-- Start Data block --
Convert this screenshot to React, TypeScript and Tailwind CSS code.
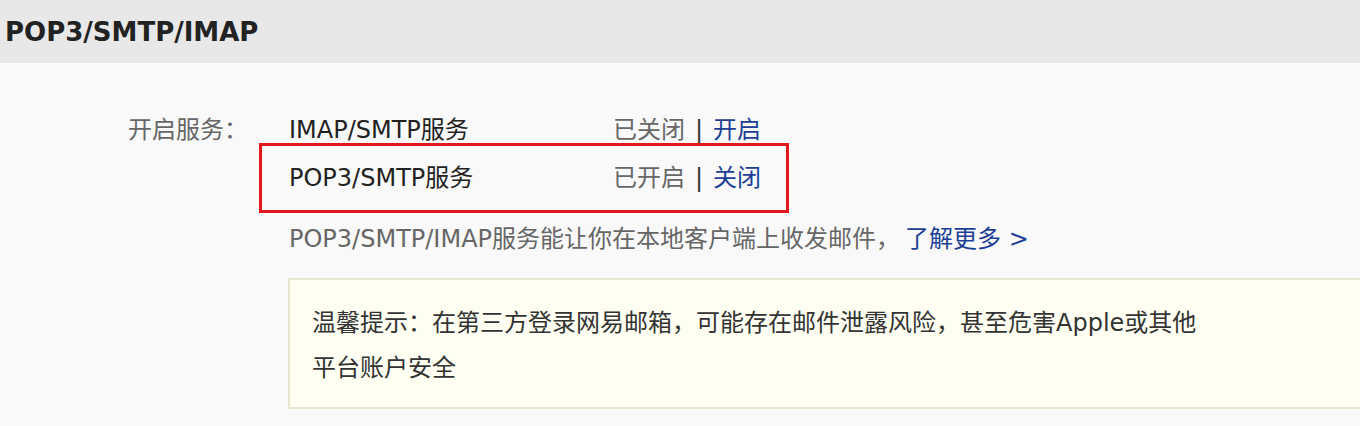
export default function App() {
  return (
    <div className="min-h-screen overflow-hidden bg-[#f9f9f9] font-['DejaVu_Sans','Noto_Sans_CJK_SC',sans-serif]">
      {/* Section header */}
      <div className="flex h-[63px] items-center bg-[#e8e8e8] pl-[5px]">
        <h2 className="text-[26px] font-bold leading-none text-[#222]">POP3/SMTP/IMAP</h2>
      </div>

      <div className="flex pl-[128px] pt-[43px] text-[24px]">
        <div className="w-[161px] shrink-0 leading-[48px] text-[#666]">开启服务：</div>

        <div className="flex-1">
          {/* Service rows */}
          <div className="flex leading-[48px]">
            <div className="w-[324px] text-[#222]">IMAP/SMTP服务</div>
            <div className="text-[#666]">
              已关闭<span className="px-[10px] text-[#333]">|</span>
              <a className="text-[#1c3f95]">开启</a>
            </div>
          </div>

          <div className="relative flex leading-[48px]">
            <div className="pointer-events-none absolute -top-[11px] -left-[30px] h-[70px] w-[530px] border-[3px] border-[#e0191f]" />
            <div className="w-[324px] text-[#222]">POP3/SMTP服务</div>
            <div className="text-[#666]">
              已开启<span className="px-[10px] text-[#333]">|</span>
              <a className="text-[#1c3f95]">关闭</a>
            </div>
          </div>

          <div className="mt-[13px] leading-[48px] text-[#666]">
            POP3/SMTP/IMAP服务能让你在本地客户端上收发邮件，
            <a className="ml-[5px] text-[#1c3f95]">了解更多 &gt;</a>
          </div>

          {/* Notice box */}
          <div className="-ml-px mt-[15px] w-[1200px] border-2 border-[#e6e6d2] bg-[#fefef2] pt-[21px] pb-[16px] pl-[22px] leading-[45px] text-[#333]">
            温馨提示：在第三方登录网易邮箱，可能存在邮件泄露风险，甚至危害Apple或其他
            <br />
            平台账户安全
          </div>
        </div>
      </div>
    </div>
  );
}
-- End Data block --
Copy every line above word for word and exclude the pictures.

Convert this screenshot to React, TypeScript and Tailwind CSS code.
export default function App() {
  return (
    <div className="min-h-screen overflow-hidden bg-[#f9f9f9] font-['DejaVu_Sans','Noto_Sans_CJK_SC',sans-serif]">
      {/* Section header */}
      <div className="flex h-[63px] items-center bg-[#e8e8e8] pl-[5px]">
        <h2 className="text-[26px] font-bold leading-none text-[#222]">POP3/SMTP/IMAP</h2>
      </div>

      <div className="flex pl-[128px] pt-[43px] text-[24px]">
        <div className="w-[161px] shrink-0 leading-[48px] text-[#666]">开启服务：</div>

        <div className="flex-1">
          {/* Service rows */}
          <div className="flex leading-[48px]">
            <div className="w-[324px] text-[#222]">IMAP/SMTP服务</div>
            <div className="text-[#666]">
              已关闭<span className="px-[10px] text-[#333]">|</span>
              <a className="text-[#1c3f95]">开启</a>
            </div>
          </div>

          <div className="relative flex leading-[48px]">
            <div className="pointer-events-none absolute -top-[11px] -left-[30px] h-[70px] w-[530px] border-[3px] border-[#e0191f]" />
            <div className="w-[324px] text-[#222]">POP3/SMTP服务</div>
            <div className="text-[#666]">
              已开启<span className="px-[10px] text-[#333]">|</span>
              <a className="text-[#1c3f95]">关闭</a>
            </div>
          </div>

          <div className="mt-[13px] leading-[48px] text-[#666]">
            POP3/SMTP/IMAP服务能让你在本地客户端上收发邮件，
            <a className="ml-[5px] text-[#1c3f95]">了解更多 &gt;</a>
          </div>

          {/* Notice box */}
          <div className="-ml-px mt-[15px] w-[1200px] border-2 border-[#e6e6d2] bg-[#fefef2] pt-[21px] pb-[16px] pl-[22px] leading-[45px] text-[#333]">
            温馨提示：在第三方登录网易邮箱，可能存在邮件泄露风险，甚至危害Apple或其他
            <br />
            平台账户安全
          </div>
        </div>
      </div>
    </div>
  );
}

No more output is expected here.